O lokalnych działaczach Porozumienia z Inowrocławia i Mogilna zrobiło się głośno na początku 2021 roku. Doszło do sporego wycieku ich prywatnych zdjęć i informacji. Radny - wówczas Porozumienia Jarosława Gowina - Dobromir Szymański zgłosił sprawę policji i prokuraturze, w związku z udostępnianiem prywatnych zdjęć jego oraz partnerki.
Pokrzywdzone zostały też ówczesna poseł Iwona Michałek i mogileńska radna Ewa Szarzyńska. Radny nie ukrywa, że sprawa objęta postępowania ma polityczny charakter i była jego zdaniem wymierzona przeciwko ówczesnym politykom Porozumienia, którzy sprzeciwiali się polityce PiS w sprawie wyborów kopertowych oraz krytykowali "Polski Ład".

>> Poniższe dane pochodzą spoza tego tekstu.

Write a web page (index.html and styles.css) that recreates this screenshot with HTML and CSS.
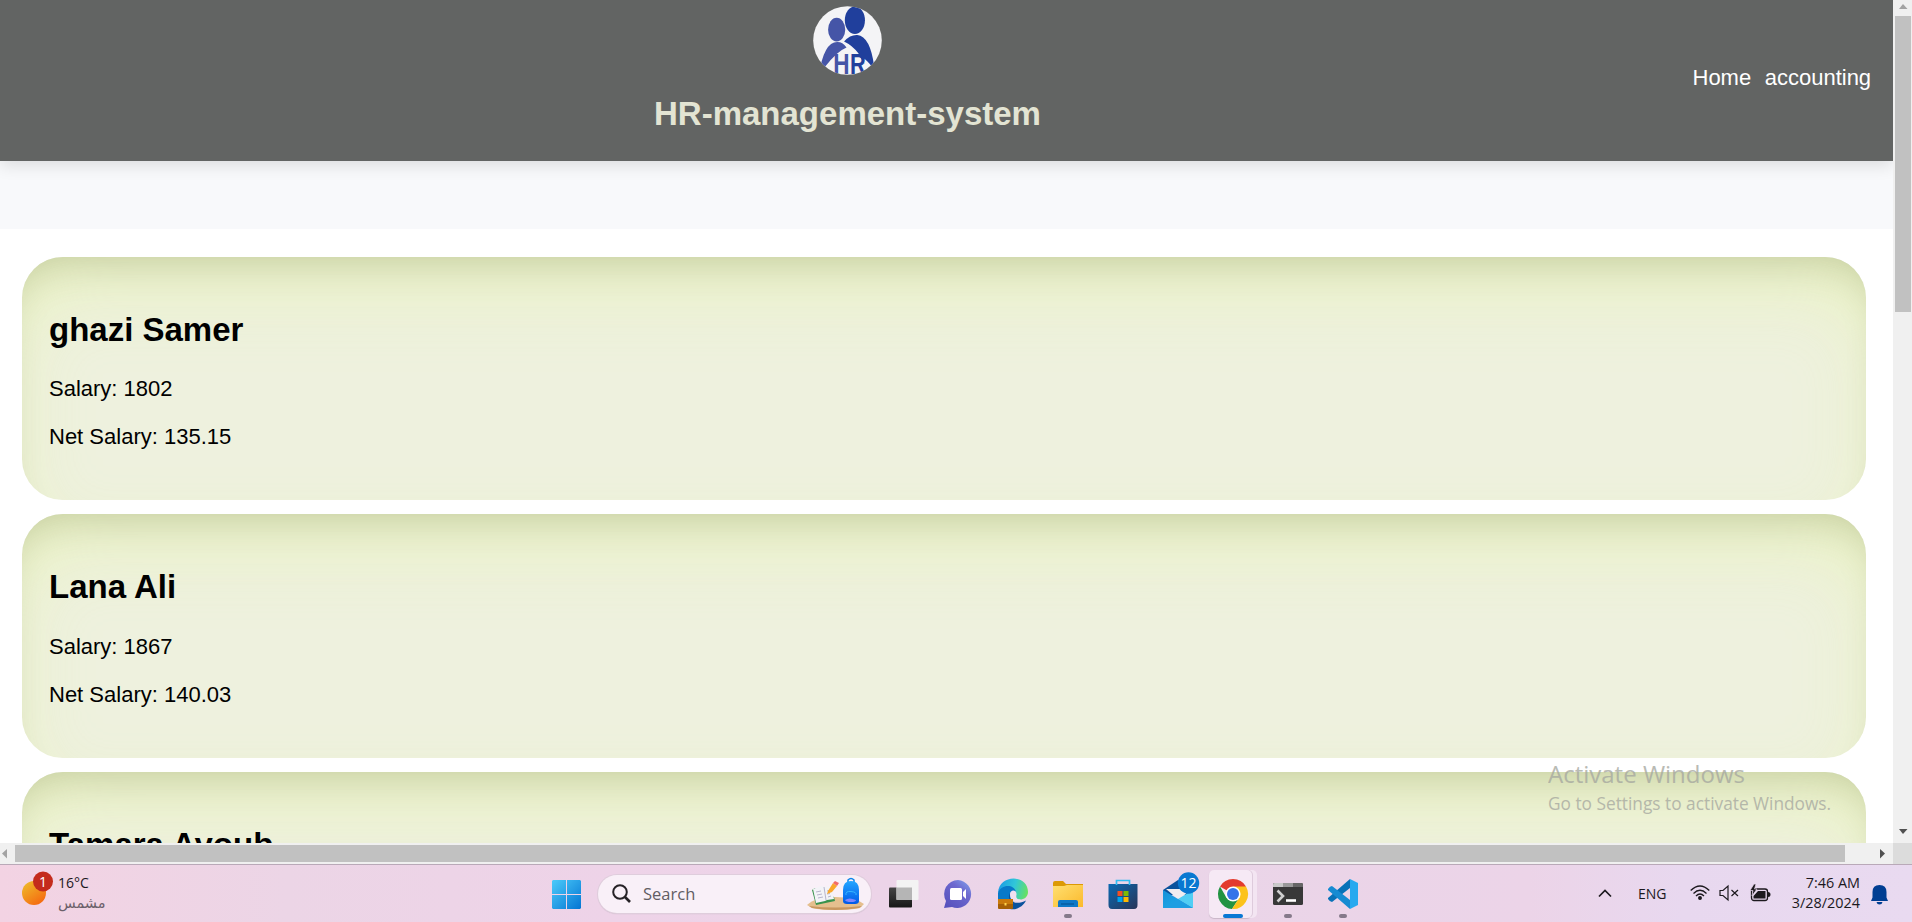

- Bardzo dziwi mnie fakt, że przez ponad trzy lata nie byliśmy informowani o postępach w sprawie, a po zmianie władzy i zmianach w prokuraturze procedura nagle ruszyła. Z perspektywy czasu wiemy, że już wcześniej Jarosław Kaczyński wydał na nas "wyrok", ale trwały próby zdyskredytowania nas w oczach opinii publicznej. Teraz wierzę w sprawiedliwość i to, że działania obecnej prokuratury zaprowadzą nas do prawdy - mówi Dobromir Szymański.